Alaska 2022 – 16

This is Exit Glacier as seen from Herman Leirer Road, just outside of Seward.

Approaching Exit Glacier from the Kenai Fjords Visiter Center, you can see the trail in the right bottom corner of this photo. You can actually get to within feet of this glacier. I saw part of the cliff to the left of the glacier fall off at the “waterfall” barely visible at the left margin. It made a thunderous roar and scared the poo out of most of us. This trail was closed on our last visit here due to “bear activity”.

Cathy is heading up the trail to the viewpoint.

Looking across Resurrection Bay at the town of Seward, Mt. Marathon is directly behind the town. The 5K race here starts in downtown, goes to the top of the mountain and back into town. The race, held yearly on July 4th is by qualification only and is extremely dangerous, with runners sometimes jumping up to 30 feet at a time downhill. One runner never returned (grizzly food?).

This is the start of the trail up to the Harding Icefield. The ice-field is more than 50 miles long and thousands of feet thick. It is the main source of the glaciers for the Kenai Fjords National Park and feeds glaciers from Resurrection Bay to Halibut Cove on the Cook Inlet.

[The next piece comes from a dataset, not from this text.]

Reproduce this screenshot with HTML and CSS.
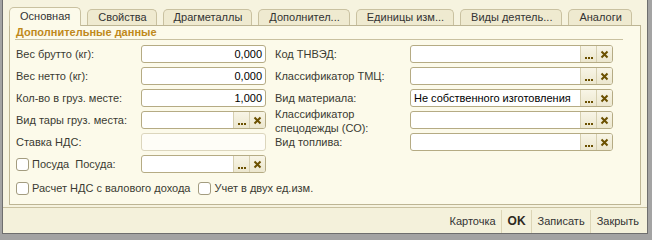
FILE: index.html
```html
<!DOCTYPE html>
<html lang="ru">
<head>
    <meta charset="UTF-8">
    <title>Номенклатура</title>
    <link rel="stylesheet" href="styles.css">
</head>
<body>
    <div class="window">
        <div class="tabs">
            <div class="tab active">Основная</div>
            <div class="tab">Свойства</div>
            <div class="tab">Драгметаллы</div>
            <div class="tab">Дополнител...</div>
            <div class="tab">Единицы изм...</div>
            <div class="tab">Виды деятель...</div>
            <div class="tab">Аналоги</div>
        </div>

        <div class="panel">
            <div class="group-title">Дополнительные данные</div>

            <div class="columns">
                <div class="col col-left">
                    <div class="label">Вес брутто (кг):</div>
                    <div class="field num">0,000</div>

                    <div class="label">Вес нетто (кг):</div>
                    <div class="field num">0,000</div>

                    <div class="label">Кол-во в груз. месте:</div>
                    <div class="field num">1,000</div>

                    <div class="label">Вид тары груз. места:</div>
                    <div class="field with-btns">
                        <span class="value"></span>
                        <span class="btn dots"><i></i><i></i><i></i></span>
                        <span class="btn clear"><svg width="9" height="9" viewBox="0 0 9 9"><path d="M1.5 1.5 L7.5 7.5 M7.5 1.5 L1.5 7.5" stroke="#6b5000" stroke-width="2"/></svg></span>
                    </div>

                    <div class="label">Ставка НДС:</div>
                    <div class="field disabled"></div>

                    <label class="label check"><span class="box"></span>Посуда&nbsp; Посуда:</label>
                    <div class="field with-btns">
                        <span class="value"></span>
                        <span class="btn dots"><i></i><i></i><i></i></span>
                        <span class="btn clear"><svg width="9" height="9" viewBox="0 0 9 9"><path d="M1.5 1.5 L7.5 7.5 M7.5 1.5 L1.5 7.5" stroke="#6b5000" stroke-width="2"/></svg></span>
                    </div>
                </div>

                <div class="col col-right">
                    <div class="label">Код ТНВЭД:</div>
                    <div class="field with-btns">
                        <span class="value"></span>
                        <span class="btn dots"><i></i><i></i><i></i></span>
                        <span class="btn clear"><svg width="9" height="9" viewBox="0 0 9 9"><path d="M1.5 1.5 L7.5 7.5 M7.5 1.5 L1.5 7.5" stroke="#6b5000" stroke-width="2"/></svg></span>
                    </div>

                    <div class="label">Классификатор ТМЦ:</div>
                    <div class="field with-btns">
                        <span class="value"></span>
                        <span class="btn dots"><i></i><i></i><i></i></span>
                        <span class="btn clear"><svg width="9" height="9" viewBox="0 0 9 9"><path d="M1.5 1.5 L7.5 7.5 M7.5 1.5 L1.5 7.5" stroke="#6b5000" stroke-width="2"/></svg></span>
                    </div>

                    <div class="label">Вид материала:</div>
                    <div class="field with-btns">
                        <span class="value">Не собственного изготовления</span>
                        <span class="btn dots"><i></i><i></i><i></i></span>
                        <span class="btn clear"><svg width="9" height="9" viewBox="0 0 9 9"><path d="M1.5 1.5 L7.5 7.5 M7.5 1.5 L1.5 7.5" stroke="#6b5000" stroke-width="2"/></svg></span>
                    </div>

                    <div class="label two-lines">Классификатор<br>спецодежды (СО):</div>
                    <div class="field with-btns">
                        <span class="value"></span>
                        <span class="btn dots"><i></i><i></i><i></i></span>
                        <span class="btn clear"><svg width="9" height="9" viewBox="0 0 9 9"><path d="M1.5 1.5 L7.5 7.5 M7.5 1.5 L1.5 7.5" stroke="#6b5000" stroke-width="2"/></svg></span>
                    </div>

                    <div class="label">Вид топлива:</div>
                    <div class="field with-btns">
                        <span class="value"></span>
                        <span class="btn dots"><i></i><i></i><i></i></span>
                        <span class="btn clear"><svg width="9" height="9" viewBox="0 0 9 9"><path d="M1.5 1.5 L7.5 7.5 M7.5 1.5 L1.5 7.5" stroke="#6b5000" stroke-width="2"/></svg></span>
                    </div>
                </div>
            </div>

            <div class="checks">
                <label class="check nds"><span class="box"></span>Расчет НДС с валового дохода</label>
                <label class="check"><span class="box"></span>Учет в двух ед.изм.</label>
            </div>
        </div>

        <div class="footer">
            <span class="action">Карточка</span>
            <span class="action bold">OK</span>
            <span class="action">Записать</span>
            <span class="action">Закрыть</span>
        </div>
    </div>
</body>
</html>
```

FILE: styles.css
```css
* {
    margin: 0;
    padding: 0;
    box-sizing: border-box;
}

body {
    font-family: 'Liberation Sans', Arial, sans-serif;
    font-size: 11px;
    color: #3a3a32;
    background: #a3a3a3;
    width: 652px;
    height: 240px;
    overflow: hidden;
}

.window {
    margin: 0 4px 0 2px;
    height: 234px;
    background: #f6f3df;
    border-left: 1px solid #6e6e6e;
    border-right: 1px solid #6e6e6e;
    border-bottom: 1px solid #6e6e6e;
    display: flex;
    flex-direction: column;
}

.tabs {
    display: flex;
    align-items: flex-end;
    gap: 6px;
    padding: 7px 0 0 6px;
    height: 25px;
    position: relative;
    z-index: 1;
}

.tab {
    height: 16px;
    line-height: 15px;
    padding: 0 9px 0 10px;
    background: #efead0;
    border: 1px solid #c9c1a0;
    border-bottom: none;
    border-radius: 5px 5px 0 0;
    color: #333;
    white-space: nowrap;
}

.tab.active {
    height: 19px;
    line-height: 17px;
    padding-right: 10px;
    background: #fcfaea;
    margin-bottom: -1px;
}

.panel {
    margin: 0 6px;
    height: 180px;
    background: #fcfaea;
    border: 1px solid #bdb594;
    padding: 0 0 0 6px;
}

.group-title {
    width: 608px;
    margin-left: -1px;
    height: 14px;
    line-height: 13px;
    padding-left: 1px;
    font-weight: bold;
    color: #c0891b;
    border-bottom: 1px solid #c9c1a0;
    margin-bottom: 5px;
}

.columns {
    display: flex;
    gap: 9px;
}

.col {
    display: grid;
    grid-auto-rows: 18px;
    row-gap: 4px;
    align-items: center;
}

.col-left {
    grid-template-columns: 125px 125px;
}

.col-right {
    grid-template-columns: 135px 203px;
}

.label {
    white-space: nowrap;
    line-height: 13px;
}

.label.two-lines {
    line-height: 14px;
    margin-top: 1px;
}

.field {
    height: 18px;
    background: #fff;
    border: 1px solid #b5ab84;
    border-radius: 3px;
    color: #000;
    line-height: 16px;
    overflow: hidden;
}

.field.num {
    text-align: right;
    padding-right: 3px;
}

.field.disabled {
    border-color: #dcd6bd;
    background: #fefdf7;
}

.with-btns {
    display: flex;
}

.with-btns .value {
    flex: 1;
    padding-left: 3px;
    white-space: nowrap;
}

.btn {
    width: 16px;
    background: linear-gradient(#f8f5e6, #ece7cf);
    border-left: 1px solid #d6cfb0;
    display: flex;
    justify-content: center;
    align-items: center;
}

.btn.dots {
    align-items: flex-end;
    gap: 1px;
    padding-bottom: 3px;
}

.btn.dots i {
    width: 2px;
    height: 2px;
    background: #6b5000;
}

.check {
    display: flex;
    align-items: center;
    white-space: nowrap;
}

.box {
    width: 13px;
    height: 13px;
    background: #fff;
    border: 1px solid #a39c7f;
    border-radius: 3px;
    margin-right: 3px;
}

.checks {
    display: flex;
    margin-top: 8px;
    height: 14px;
}

.checks .nds {
    margin-right: 8px;
}

.footer {
    margin-top: 2px;
    flex: 1;
    background: #f4f1db;
    border-top: 1px solid #c9c1a0;
    display: flex;
    justify-content: flex-end;
    align-items: stretch;
    padding: 2px 3px 0 0;
}

.action {
    display: flex;
    align-items: center;
    padding: 0 5px 1px 6px;
    color: #333;
    border-left: 1px solid #dcd5b6;
}

.action:first-child {
    border-left: none;
}

.action.bold {
    font-weight: bold;
    font-size: 12px;
    color: #2e2a1e;
}
```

Believe it or not, it is easier to ascend this than to descend.

About halfway to the ice-field, this is the upper Exit Glacier flow.

Getting very near the ice-field, there are several “paths” you can take, depending on the current snowpack.

I took this path, crossing this 200′ snowfield.

It looked pretty safe until you saw this cave-in. You could get swept by the creek running below this snow bridge.

This is the ice-field. There is snow everywhere. The peaks sticking up through the ice are more than 5,000 feet high. This is MUCH more impressive when viewed in person. Photography does not do it justice.

This is an ice bridge that is probably about 30 foot deep. There was some interesting hiking going to the ice-field.

This is the emergency shelter at the ice-field. Notice the heavy cables securing it to the rock. If you get caught here in a ice storm or high winds, you can either wait here for rescue or the duration.

The end point of my climb contained this marker.

One last look at the ice-field before heading back to the warmth of the truck. I hiked down with an official from Ohio State. Needless to say, we talked football all the way down.

We thought of an “easier” way to see the ice-fields. We were told that we could make reservations only for the next day, which was supposed to be raining.

We took a walk into town (Moose Pass) to contemplate. The growing season may be short but it sure is vibrant.

With Cathy doing the negations, we got a flight the same day, and at half price! The easy way.

After taking off in the float plane, the views immediately became spectacular.

The view of the ice-field from 1,000 feet up was amazing.

We flew up the ice-field to Bear Glacier. The pools of water on the glacier were an incredible blue.

This is the Bear Glacier as it enters Resurrection Bay. The black streaks are talus from the joining of two or more glaciers and are a result of the grinding of the rock along the edges of the ice flow. The Bear Glacier is clearly formed by three upstream ice-fields.

There are a lot of small and large icebergs in this photo. We could actually see seals on some of them.

We then turned towards Seward and headed back to Moose Pass.

The bay was an incredible blue.

The floatplane is close quarters. No, the pilot did not ask for any help.

We took one last look back at the terminus of the Bear Glacier.

The view of Mt. Marathon from a little higher up was spectacular.

The small lakes in the tundra are the remnants of grounded icebergs that melted in place over the years.

We went all the way to the Harding Icefield and are not even tired, the easy way.

You can see hundreds of salmon in the water in the creek leading into Tern Lake, at the junction of the Sterling and Seward highways.

Tern Lake is one of my favorite spots.

We ended the day with a view from the road on the way back to Seward.